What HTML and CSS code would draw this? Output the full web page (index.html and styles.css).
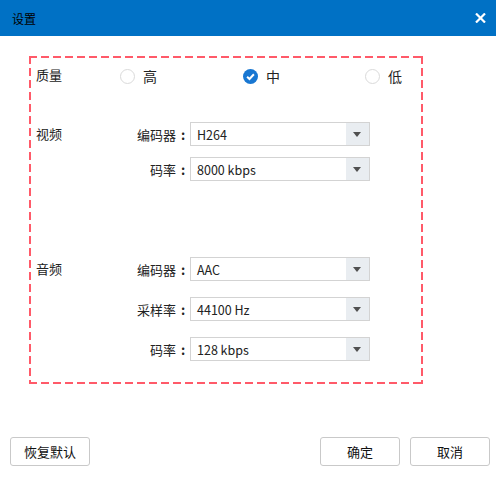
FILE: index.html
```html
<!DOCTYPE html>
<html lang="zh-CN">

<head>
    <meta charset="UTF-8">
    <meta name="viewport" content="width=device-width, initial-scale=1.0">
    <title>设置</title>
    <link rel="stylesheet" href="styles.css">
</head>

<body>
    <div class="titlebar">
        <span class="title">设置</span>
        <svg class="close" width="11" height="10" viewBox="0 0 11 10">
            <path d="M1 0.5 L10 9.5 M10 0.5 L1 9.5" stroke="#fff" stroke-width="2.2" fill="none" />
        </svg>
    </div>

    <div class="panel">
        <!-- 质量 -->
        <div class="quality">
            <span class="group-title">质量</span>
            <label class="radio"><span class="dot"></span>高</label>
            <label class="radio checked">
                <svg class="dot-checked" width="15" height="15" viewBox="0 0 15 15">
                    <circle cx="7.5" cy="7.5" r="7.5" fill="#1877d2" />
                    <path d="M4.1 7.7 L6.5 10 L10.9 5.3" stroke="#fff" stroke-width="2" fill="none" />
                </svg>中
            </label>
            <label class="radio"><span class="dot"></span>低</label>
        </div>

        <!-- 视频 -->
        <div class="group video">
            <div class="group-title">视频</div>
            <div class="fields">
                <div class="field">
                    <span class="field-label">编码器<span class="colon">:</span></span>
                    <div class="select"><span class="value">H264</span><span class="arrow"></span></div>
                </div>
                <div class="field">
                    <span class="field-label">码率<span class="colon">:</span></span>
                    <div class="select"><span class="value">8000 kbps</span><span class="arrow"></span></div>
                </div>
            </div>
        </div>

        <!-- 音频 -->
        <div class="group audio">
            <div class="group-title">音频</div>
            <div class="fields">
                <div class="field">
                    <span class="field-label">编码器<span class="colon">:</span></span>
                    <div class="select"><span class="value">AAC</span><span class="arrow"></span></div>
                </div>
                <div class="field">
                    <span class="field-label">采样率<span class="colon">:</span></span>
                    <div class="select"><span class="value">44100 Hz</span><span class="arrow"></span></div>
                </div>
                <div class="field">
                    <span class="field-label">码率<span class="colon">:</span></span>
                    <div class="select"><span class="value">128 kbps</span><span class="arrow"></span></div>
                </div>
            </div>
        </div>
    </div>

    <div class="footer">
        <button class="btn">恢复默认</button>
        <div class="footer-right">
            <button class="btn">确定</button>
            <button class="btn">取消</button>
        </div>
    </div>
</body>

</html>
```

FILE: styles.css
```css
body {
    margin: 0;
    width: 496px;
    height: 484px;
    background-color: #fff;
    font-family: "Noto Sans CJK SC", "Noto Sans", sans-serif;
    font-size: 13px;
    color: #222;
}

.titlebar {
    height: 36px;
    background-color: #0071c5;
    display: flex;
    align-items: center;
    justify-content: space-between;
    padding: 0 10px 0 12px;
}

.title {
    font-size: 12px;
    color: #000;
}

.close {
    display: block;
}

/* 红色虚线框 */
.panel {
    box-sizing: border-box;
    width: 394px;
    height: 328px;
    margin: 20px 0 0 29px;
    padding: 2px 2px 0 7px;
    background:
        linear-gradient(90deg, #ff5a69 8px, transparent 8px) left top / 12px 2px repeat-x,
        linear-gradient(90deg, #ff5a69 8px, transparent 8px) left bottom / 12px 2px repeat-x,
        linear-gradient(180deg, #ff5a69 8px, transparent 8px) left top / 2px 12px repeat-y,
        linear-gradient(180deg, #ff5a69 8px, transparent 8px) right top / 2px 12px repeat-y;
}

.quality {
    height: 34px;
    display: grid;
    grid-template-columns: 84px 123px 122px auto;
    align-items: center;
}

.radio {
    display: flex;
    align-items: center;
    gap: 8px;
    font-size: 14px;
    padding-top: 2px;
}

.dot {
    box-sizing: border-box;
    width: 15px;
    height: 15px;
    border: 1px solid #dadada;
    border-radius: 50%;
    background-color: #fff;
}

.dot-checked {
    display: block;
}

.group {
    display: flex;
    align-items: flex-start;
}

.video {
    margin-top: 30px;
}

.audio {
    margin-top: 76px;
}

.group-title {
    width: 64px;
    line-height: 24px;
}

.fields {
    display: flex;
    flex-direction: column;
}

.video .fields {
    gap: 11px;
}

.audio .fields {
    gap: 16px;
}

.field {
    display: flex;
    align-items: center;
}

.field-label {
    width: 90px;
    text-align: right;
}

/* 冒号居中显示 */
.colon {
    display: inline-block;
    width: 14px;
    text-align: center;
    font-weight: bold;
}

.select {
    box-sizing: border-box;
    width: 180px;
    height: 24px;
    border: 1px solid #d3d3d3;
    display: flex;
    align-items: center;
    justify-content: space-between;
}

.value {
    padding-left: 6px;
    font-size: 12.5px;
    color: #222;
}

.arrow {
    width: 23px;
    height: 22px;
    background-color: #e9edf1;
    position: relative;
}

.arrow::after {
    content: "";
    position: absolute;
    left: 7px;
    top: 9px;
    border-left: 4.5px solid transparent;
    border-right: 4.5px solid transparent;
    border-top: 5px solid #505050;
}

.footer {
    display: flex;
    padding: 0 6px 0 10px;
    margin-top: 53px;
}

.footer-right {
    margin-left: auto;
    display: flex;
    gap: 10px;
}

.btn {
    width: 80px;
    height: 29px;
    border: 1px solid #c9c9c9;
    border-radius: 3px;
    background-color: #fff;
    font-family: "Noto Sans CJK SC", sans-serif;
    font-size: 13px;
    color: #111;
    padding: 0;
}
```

◆ ◆ ◆ ◆ ◆ ◆ ◆

WORK TO BE COMPLETED:
Word for word, quote the lines above. Omit the pictures.

TASK OUTPUT:
What HTML and CSS code would draw this? Output the full web page (index.html and styles.css).
FILE: index.html
```html
<!DOCTYPE html>
<html lang="zh-CN">

<head>
    <meta charset="UTF-8">
    <meta name="viewport" content="width=device-width, initial-scale=1.0">
    <title>设置</title>
    <link rel="stylesheet" href="styles.css">
</head>

<body>
    <div class="titlebar">
        <span class="title">设置</span>
        <svg class="close" width="11" height="10" viewBox="0 0 11 10">
            <path d="M1 0.5 L10 9.5 M10 0.5 L1 9.5" stroke="#fff" stroke-width="2.2" fill="none" />
        </svg>
    </div>

    <div class="panel">
        <!-- 质量 -->
        <div class="quality">
            <span class="group-title">质量</span>
            <label class="radio"><span class="dot"></span>高</label>
            <label class="radio checked">
                <svg class="dot-checked" width="15" height="15" viewBox="0 0 15 15">
                    <circle cx="7.5" cy="7.5" r="7.5" fill="#1877d2" />
                    <path d="M4.1 7.7 L6.5 10 L10.9 5.3" stroke="#fff" stroke-width="2" fill="none" />
                </svg>中
            </label>
            <label class="radio"><span class="dot"></span>低</label>
        </div>

        <!-- 视频 -->
        <div class="group video">
            <div class="group-title">视频</div>
            <div class="fields">
                <div class="field">
                    <span class="field-label">编码器<span class="colon">:</span></span>
                    <div class="select"><span class="value">H264</span><span class="arrow"></span></div>
                </div>
                <div class="field">
                    <span class="field-label">码率<span class="colon">:</span></span>
                    <div class="select"><span class="value">8000 kbps</span><span class="arrow"></span></div>
                </div>
            </div>
        </div>

        <!-- 音频 -->
        <div class="group audio">
            <div class="group-title">音频</div>
            <div class="fields">
                <div class="field">
                    <span class="field-label">编码器<span class="colon">:</span></span>
                    <div class="select"><span class="value">AAC</span><span class="arrow"></span></div>
                </div>
                <div class="field">
                    <span class="field-label">采样率<span class="colon">:</span></span>
                    <div class="select"><span class="value">44100 Hz</span><span class="arrow"></span></div>
                </div>
                <div class="field">
                    <span class="field-label">码率<span class="colon">:</span></span>
                    <div class="select"><span class="value">128 kbps</span><span class="arrow"></span></div>
                </div>
            </div>
        </div>
    </div>

    <div class="footer">
        <button class="btn">恢复默认</button>
        <div class="footer-right">
            <button class="btn">确定</button>
            <button class="btn">取消</button>
        </div>
    </div>
</body>

</html>
```

FILE: styles.css
```css
body {
    margin: 0;
    width: 496px;
    height: 484px;
    background-color: #fff;
    font-family: "Noto Sans CJK SC", "Noto Sans", sans-serif;
    font-size: 13px;
    color: #222;
}

.titlebar {
    height: 36px;
    background-color: #0071c5;
    display: flex;
    align-items: center;
    justify-content: space-between;
    padding: 0 10px 0 12px;
}

.title {
    font-size: 12px;
    color: #000;
}

.close {
    display: block;
}

/* 红色虚线框 */
.panel {
    box-sizing: border-box;
    width: 394px;
    height: 328px;
    margin: 20px 0 0 29px;
    padding: 2px 2px 0 7px;
    background:
        linear-gradient(90deg, #ff5a69 8px, transparent 8px) left top / 12px 2px repeat-x,
        linear-gradient(90deg, #ff5a69 8px, transparent 8px) left bottom / 12px 2px repeat-x,
        linear-gradient(180deg, #ff5a69 8px, transparent 8px) left top / 2px 12px repeat-y,
        linear-gradient(180deg, #ff5a69 8px, transparent 8px) right top / 2px 12px repeat-y;
}

.quality {
    height: 34px;
    display: grid;
    grid-template-columns: 84px 123px 122px auto;
    align-items: center;
}

.radio {
    display: flex;
    align-items: center;
    gap: 8px;
    font-size: 14px;
    padding-top: 2px;
}

.dot {
    box-sizing: border-box;
    width: 15px;
    height: 15px;
    border: 1px solid #dadada;
    border-radius: 50%;
    background-color: #fff;
}

.dot-checked {
    display: block;
}

.group {
    display: flex;
    align-items: flex-start;
}

.video {
    margin-top: 30px;
}

.audio {
    margin-top: 76px;
}

.group-title {
    width: 64px;
    line-height: 24px;
}

.fields {
    display: flex;
    flex-direction: column;
}

.video .fields {
    gap: 11px;
}

.audio .fields {
    gap: 16px;
}

.field {
    display: flex;
    align-items: center;
}

.field-label {
    width: 90px;
    text-align: right;
}

/* 冒号居中显示 */
.colon {
    display: inline-block;
    width: 14px;
    text-align: center;
    font-weight: bold;
}

.select {
    box-sizing: border-box;
    width: 180px;
    height: 24px;
    border: 1px solid #d3d3d3;
    display: flex;
    align-items: center;
    justify-content: space-between;
}

.value {
    padding-left: 6px;
    font-size: 12.5px;
    color: #222;
}

.arrow {
    width: 23px;
    height: 22px;
    background-color: #e9edf1;
    position: relative;
}

.arrow::after {
    content: "";
    position: absolute;
    left: 7px;
    top: 9px;
    border-left: 4.5px solid transparent;
    border-right: 4.5px solid transparent;
    border-top: 5px solid #505050;
}

.footer {
    display: flex;
    padding: 0 6px 0 10px;
    margin-top: 53px;
}

.footer-right {
    margin-left: auto;
    display: flex;
    gap: 10px;
}

.btn {
    width: 80px;
    height: 29px;
    border: 1px solid #c9c9c9;
    border-radius: 3px;
    background-color: #fff;
    font-family: "Noto Sans CJK SC", sans-serif;
    font-size: 13px;
    color: #111;
    padding: 0;
}
```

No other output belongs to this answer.